トラップの歌詞は元来、トラップ・ハウスを含むストリートでのサバイバル、麻薬取引、警察との関係、家族やコミュニティの困窮といった現実を直視するものでした。やがて商業化が進む中で、ラグジュアリーや成功の象徴(高級車・宝飾など)を誇示する典型的なヒップホップの表現も取り込まれ、メインストリームでは“快楽化”したテーマが強調される作品も増えています。この移り変わりは、文化の輸出・変容、そして時には文化的剽窃や文脈の喪失といった問題を引き起こします。

文化的考察:起源を尊重するという観点

「ブラックトラップ」としてトラップの黒人コミュニティ由来を明示的に強調することには意味があります。アフリカ系アメリカ人の表現として成立した音楽が、グローバル市場で取り入れられる過程でその歴史的・社会的背景が見落とされることもあるからです。非黒人アーティストや異なる文脈でトラップ要素が利用される際、オリジナルの文脈を尊重し、盗用や表面的な模倣に留まらない創造性を問う視点は重要です。

国際化と派生:ラテン、ドリル、アジアの受容

トラップは国際的にローカライズされ、多様な派生を生みました。代表例としてはラテン・トラップ(Bad Bunny、Anuel AAなど)や、シカゴ発のドリルとUKドリル(これらはテーマや攻撃性で重複するが、ビート感やマナーに違いあり)があります。アジアでもK-POPや日本のポップ/ヒップホップにトラップのリズムや音色が取り入れられており、現地の言語・社会課題と結びつくことで新たな表現が生まれています。

日本における受容とシーンの特徴

日本では2010年代以降、トラップの影響がヒップホップのみならずポップ、R&B、EDMにも浸透しました。クラブ文化やSNSを通じて海外のトラップが広まり、国内アーティストは日本語での表現やローカルな経験を交えた作品を作っています。一方で、文化的文脈の理解が薄いままスタイルだけを模倣するケースも見られるため、オリジンへのリスペクトや歴史認識が求められます。

制作技術:トラップを作るための実務的ポイント

プロダクション面では、以下が実務的な指針になります。

  • キックと808の周波数処理:サブベースとキックの干渉をEQとサイドチェインで調整する。
  • ハイハットのプログラミング:スウィングやアクセント、ピッチ変化で自然なロールを作る。
  • 空間処理:リバーブやディレイを控えめに使い、ボーカルと低域のクリアさを保つ。
  • 音作りのテクスチャ:アナログ風の暖かさやノイズ、フィルターで陰影を加える。

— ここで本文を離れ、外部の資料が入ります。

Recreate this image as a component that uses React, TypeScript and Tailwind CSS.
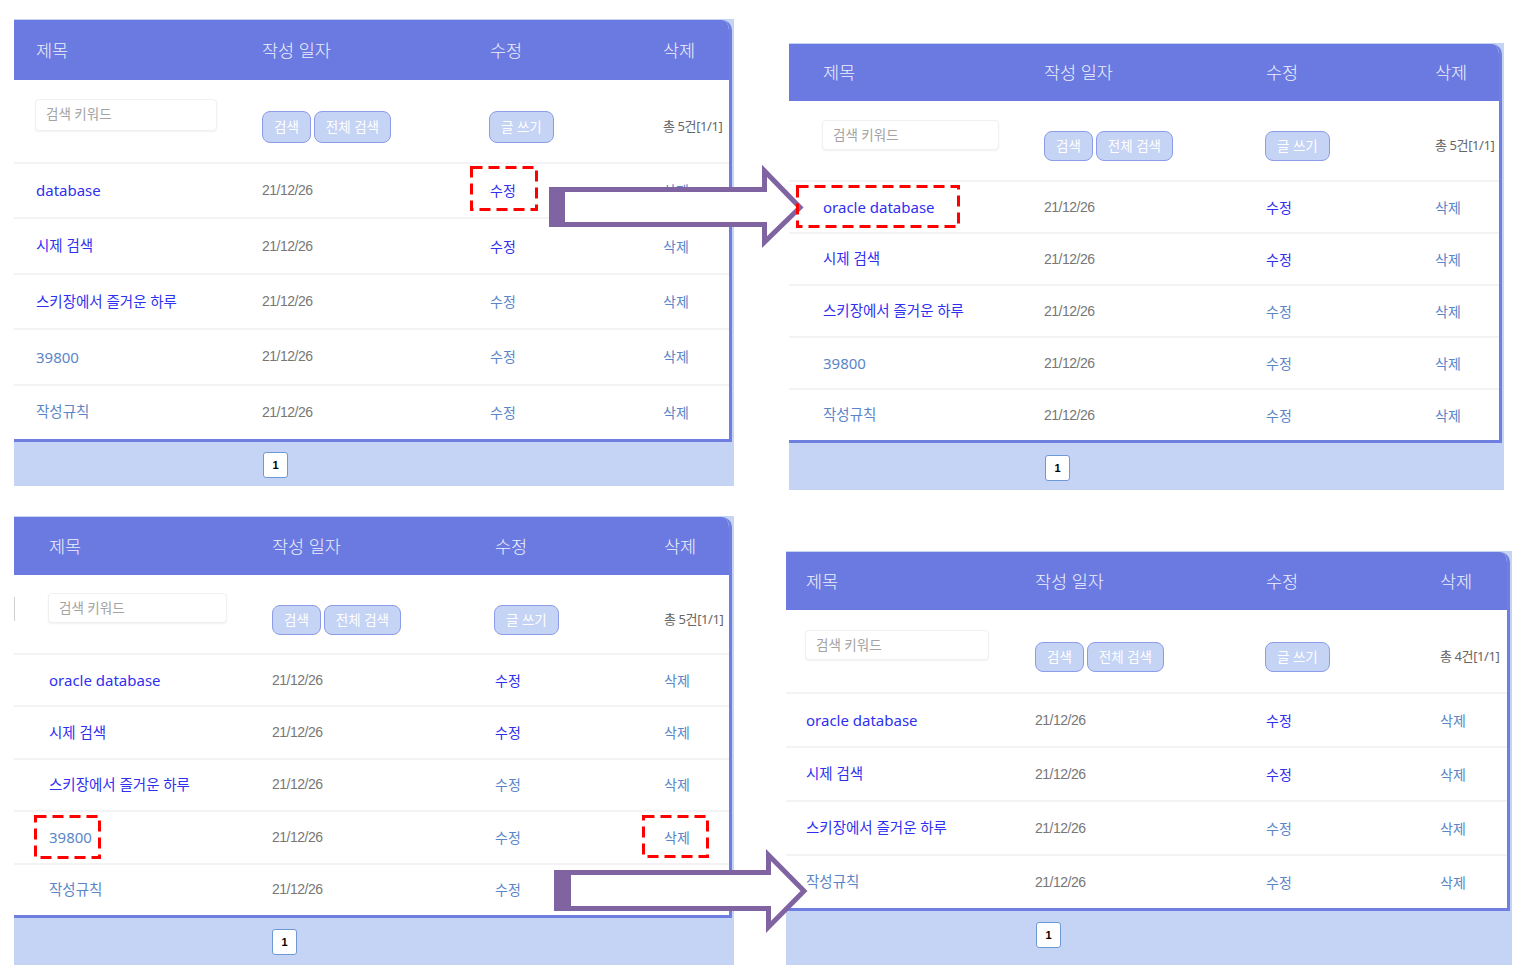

これらの技術はジャンル感を出すだけでなく、メッセージを伝える手段としても機能します。

今後の展望と課題

トラップは既にグローバルなポップの文法の一つとなっていますが、今後はさらに地域ごとの融合(例:ラテン×トラップ×地域民俗音楽)や、AIとプロダクションの進化による新しいサウンドの登場が予想されます。同時に、オリジナルの社会的文脈をどう保持しつつ商業化を進めるか、文化的敬意と責任をどう担保するかが引き続き問われます。

ブラックトラップを聴くときの視点

音としての魅力を享受する一方で、起源に目を向け、作家やプロデューサー、歌詞の背景にある社会問題や歴史を理解する姿勢が重要です。音楽は感情や身体に直接訴えかける力を持つため、その力を生み出してきたコミュニティへの敬意を忘れないことが、健全なリスニングと創作の第一歩です。